(40e) The Effect Of Image Forces Upon Polyelectrolyte Adsorption

Adsorption of charged macromolecules, i.e. polyelectrolytes
(PE), is of interest for numerous applications including layer-by-layer assembly
of thin films, membranes, controlled adhesion of biomolecules to surfaces, and
photoresist dissolution.  Oftentimes the solution pH and ionic strength are
studied to understand how electrostatics affect PE adsorption; however, the
relative dielectric properties of the solvent and surface have received far
less attention.  Recent theoretical work predicts that image-charge-induced
image forces should play a role in determining adsorption kinetics, adsorbed
amount, and adsorbate structure when there is a large dielectric discontinuity between
solvent and substrate.

This talk presents the experimentally measured effects of
image forces on the adsorption of PE onto oxide dielectric surfaces.  Surfaces
ranging in dielectric constant of 4-40 (SiO₂ and TiO₂)

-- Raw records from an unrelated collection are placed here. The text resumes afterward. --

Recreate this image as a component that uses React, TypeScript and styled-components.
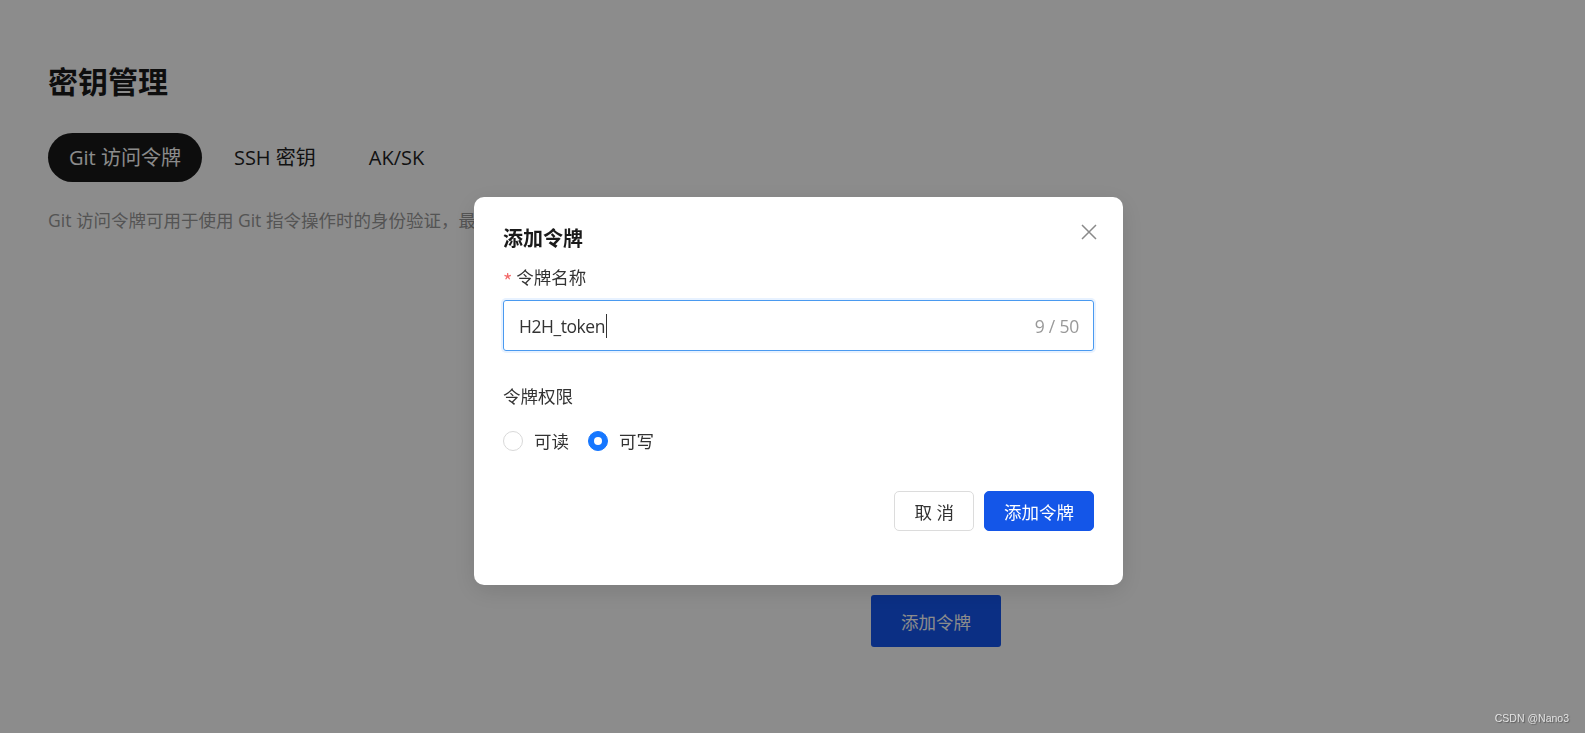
import React from "react";
import styled, { createGlobalStyle } from "styled-components";

const GlobalStyle = createGlobalStyle`
  html, body { margin: 0; padding: 0; background: #ffffff; }
  body { font-family: "Open Sans", "Noto Sans CJK SC", sans-serif; }
  * { box-sizing: border-box; }
`;

const Page = styled.main`
  min-height: 733px;
  padding: 60px 48px 0;
  background: #ffffff;
`;

const PageTitle = styled.h1`
  margin: 0;
  font-size: 30px;
  line-height: 44px;
  font-weight: 700;
  color: #1a1a1a;
`;

const Tabs = styled.nav`
  display: flex;
  gap: 11px;
  margin-top: 29px;
`;

const Tab = styled.button<{ $active?: boolean }>`
  height: 49px;
  padding: 0 21px;
  border: 0;
  border-radius: 25px;
  font-family: inherit;
  font-size: 20px;
  line-height: 49px;
  background: ${(p) => (p.$active ? "#181818" : "transparent")};
  color: ${(p) => (p.$active ? "#ffffff" : "#1f1f1f")};
`;

const Description = styled.p`
  margin: 26px 0 0;
  font-size: 17.5px;
  line-height: 24px;
  color: #999999;
`;

const EmptyState = styled.section`
  display: flex;
  margin-top: 363px;
  padding-left: 823px;
`;

const BigButton = styled.button`
  width: 130px;
  height: 52px;
  border: 0;
  border-radius: 3px;
  background: #1456f0;
  color: #ffffff;
  font-family: inherit;
  font-size: 17.5px;
`;

const Overlay = styled.div`
  position: fixed;
  inset: 0;
  background: rgba(0, 0, 0, 0.45);
  display: flex;
  align-items: flex-start;
  justify-content: flex-start;
  padding: 197px 0 0 474px;
`;

const Modal = styled.div`
  position: relative;
  width: 649px;
  background: #ffffff;
  border-radius: 10px;
  padding: 28px 29px 54px;
  box-shadow: 0 6px 24px rgba(0, 0, 0, 0.12);
`;

const ModalTitle = styled.h2`
  margin: 0;
  font-size: 20px;
  line-height: 28px;
  font-weight: 700;
  color: #1a1a1a;
`;

const CloseButton = styled.button`
  position: absolute;
  top: 27px;
  right: 26px;
  width: 16px;
  height: 16px;
  padding: 0;
  border: 0;
  background: none;
  display: flex;
  color: #8a8a8a;
`;

const FieldLabel = styled.label<{ $gap: number }>`
  display: flex;
  align-items: center;
  margin-top: ${(p) => p.$gap}px;
  font-size: 17.5px;
  line-height: 24px;
  color: #333333;
`;

const Required = styled.span`
  color: #f36b6b;
  font-family: "Noto Sans CJK SC", sans-serif;
  font-size: 20px;
  line-height: 24px;
  margin-right: 4px;
  position: relative;
  top: 4px;
`;

const InputBox = styled.div`
  margin-top: 11px;
  height: 51px;
  display: flex;
  align-items: center;
  justify-content: space-between;
  padding: 0 14px 0 15px;
  border: 1px solid #4a9af0;
  border-radius: 3px;
  box-shadow: 0 0 0 2px rgba(64, 150, 255, 0.12);
  font-size: 17.5px;
  color: #333333;
`;

const InputValue = styled.span`
  display: flex;
  align-items: center;
  letter-spacing: -0.45px;
`;

const Caret = styled.span`
  width: 1px;
  height: 24px;
  margin-left: 1px;
  background: #333333;
`;

const Counter = styled.span`
  color: #999999;
  letter-spacing: -0.2px;
`;

const RadioGroup = styled.div`
  display: flex;
  align-items: center;
  gap: 19px;
  margin-top: 21px;
  height: 24px;
`;

const RadioItem = styled.label`
  display: flex;
  align-items: center;
  gap: 11px;
  font-size: 17.5px;
  line-height: 24px;
  color: #333333;
`;

const RadioCircle = styled.span<{ $checked?: boolean }>`
  width: 20px;
  height: 20px;
  border-radius: 50%;
  display: flex;
  align-items: center;
  justify-content: center;
  border: 1px solid ${(p) => (p.$checked ? "#1677ff" : "#d9d9d9")};
  background: ${(p) => (p.$checked ? "#1677ff" : "#ffffff")};
  &::after {
    content: "";
    display: ${(p) => (p.$checked ? "block" : "none")};
    width: 8px;
    height: 8px;
    border-radius: 50%;
    background: #ffffff;
  }
`;

const Footer = styled.div`
  display: flex;
  justify-content: flex-end;
  gap: 10px;
  margin-top: 38px;
`;

const Button = styled.button<{ $primary?: boolean }>`
  height: 40px;
  padding: 0 19px;
  border-radius: 5px;
  font-family: inherit;
  font-size: 17.5px;
  border: 1px solid ${(p) => (p.$primary ? "#1456e8" : "#dcdcdc")};
  background: ${(p) => (p.$primary ? "#1456e8" : "#ffffff")};
  color: ${(p) => (p.$primary ? "#ffffff" : "#333333")};
`;

const Watermark = styled.span`
  position: fixed;
  right: 16px;
  bottom: 9px;
  font-family: "Liberation Sans", sans-serif;
  font-size: 10.5px;
  color: rgba(255, 255, 255, 0.78);
  text-shadow: 1px 1px 1px rgba(0, 0, 0, 0.35);
`;

export default function App() {
  return (
    <>
      <GlobalStyle />
      <Page>
        <PageTitle>密钥管理</PageTitle>
        <Tabs>
          <Tab $active>Git 访问令牌</Tab>
          <Tab>SSH 密钥</Tab>
          <Tab>AK/SK</Tab>
        </Tabs>
        <Description>Git 访问令牌可用于使用 Git 指令操作时的身份验证，最</Description>
        <EmptyState>
          <BigButton>添加令牌</BigButton>
        </EmptyState>
      </Page>
      <Overlay>
        <Modal>
          <ModalTitle>添加令牌</ModalTitle>
          <CloseButton aria-label="关闭">
            <svg width="16" height="16" viewBox="0 0 16 16">
              <path d="M1 1L15 15M15 1L1 15" stroke="currentColor" strokeWidth="1.5" fill="none" />
            </svg>
          </CloseButton>
          <FieldLabel $gap={12}>
            <Required>*</Required>令牌名称
          </FieldLabel>
          <InputBox>
            <InputValue>
              H2H_token
              <Caret />
            </InputValue>
            <Counter>9 / 50</Counter>
          </InputBox>
          <FieldLabel $gap={33}>令牌权限</FieldLabel>
          <RadioGroup>
            <RadioItem>
              <RadioCircle />
              可读
            </RadioItem>
            <RadioItem>
              <RadioCircle $checked />
              可写
            </RadioItem>
          </RadioGroup>
          <Footer>
            <Button>取 消</Button>
            <Button $primary>添加令牌</Button>
          </Footer>
        </Modal>
      </Overlay>
      <Watermark>CSDN @Nano3</Watermark>
    </>
  );
}
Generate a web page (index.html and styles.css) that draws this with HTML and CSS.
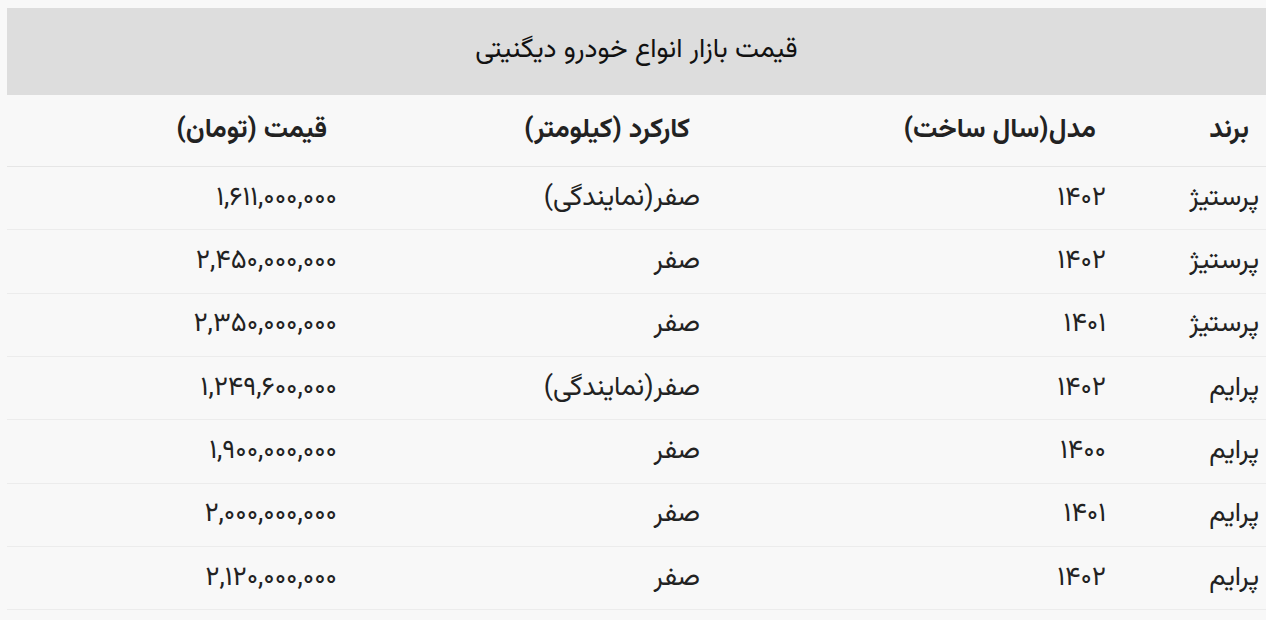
FILE: index.html
```html
<!DOCTYPE html>
<html lang="fa" dir="rtl">
<head>
<meta charset="utf-8">
<link rel="stylesheet" href="styles.css">
</head>
<body>
<div class="wrap">
<table class="prices">
  <colgroup>
    <col class="c-brand">
    <col class="c-model">
    <col class="c-km">
    <col class="c-price">
  </colgroup>
  <thead>
    <tr><th class="title" colspan="4">قیمت بازار انواع خودرو دیگنیتی</th></tr>
    <tr class="head">
      <th>برند</th>
      <th>مدل(سال ساخت)</th>
      <th>کارکرد (کیلومتر)</th>
      <th>قیمت (تومان)</th>
    </tr>
  </thead>
  <tbody>
    <tr><td>پرستیژ</td><td>۱۴۰۲</td><td>صفر(نمایندگی)</td><td>۱,۶۱۱,۰۰۰,۰۰۰</td></tr>
    <tr><td>پرستیژ</td><td>۱۴۰۲</td><td>صفر</td><td>۲,۴۵۰,۰۰۰,۰۰۰</td></tr>
    <tr><td>پرستیژ</td><td>۱۴۰۱</td><td>صفر</td><td>۲,۳۵۰,۰۰۰,۰۰۰</td></tr>
    <tr><td>پرایم</td><td>۱۴۰۲</td><td>صفر(نمایندگی)</td><td>۱,۲۴۹,۶۰۰,۰۰۰</td></tr>
    <tr><td>پرایم</td><td>۱۴۰۰</td><td>صفر</td><td>۱,۹۰۰,۰۰۰,۰۰۰</td></tr>
    <tr><td>پرایم</td><td>۱۴۰۱</td><td>صفر</td><td>۲,۰۰۰,۰۰۰,۰۰۰</td></tr>
    <tr><td>پرایم</td><td>۱۴۰۲</td><td>صفر</td><td>۲,۱۲۰,۰۰۰,۰۰۰</td></tr>
  </tbody>
</table>
</div>
</body>
</html>
```
FILE: styles.css
```css
html, body {
  background: #f8f8f8;
}
body {
  margin: 8px 0 0 0;
  font-family: "Vazirmatn", "Vazir", "Noto Sans Arabic", "DejaVu Sans", sans-serif;
  color: #222;
}
.wrap {
  padding-left: 7px;
}
.prices {
  width: 100%;
  border-collapse: collapse;
  table-layout: fixed;
  font-size: 27px;
}
.c-brand { width: 153px; }
.c-model { width: 406px; }
.c-km { width: 363px; }
.c-price { width: auto; }
.title {
  background: #dddddd;
  height: 84px;
  padding: 0 0 3px 0;
  text-align: center;
  font-weight: normal;
  font-size: 27px;
  color: #111;
  line-height: 1;
}
.head th {
  height: 71px;
  padding: 0 17px 0 0;
  text-align: right;
  font-weight: bold;
  border-bottom: 1px solid #e6e6e6;
  line-height: 1;
}
tbody td {
  height: 62.33px;
  padding: 0 7px 0 0;
  text-align: right;
  border-bottom: 1px solid #ececec;
  vertical-align: middle;
  line-height: 1;
}
```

are used with solvent mixtures of dielectric constant 80-20 (water and alcohol
mixtures).  Polyelectrolyte adsorption amount and kinetics are determined in
situ and in real time using a liquid phase quartz crystal microbalance cell
with optical reflectivity probe.  The chemical and physical nature of
substrates and adsorbed polymer layers are studied with x-ray photoelectron
spectroscopy (XPS) and x-ray reflectivity (XRR).  Conformation and coverage of
the adsorbed polyelectrolyte layer are determined in situ using neutron
reflectivity with deuterated solvents in a liquid cell.  Experimental results
scale well with theoretical expectations for image charge effects and suggest that
image forces can be used to direct assembly of polyelectrolytes to patterned areas
of a surface based on the dielectric properties of the solvent and substrate. 
The effects of buried regions of dielectric contrast are investigated to
pattern adsorption based on image forces.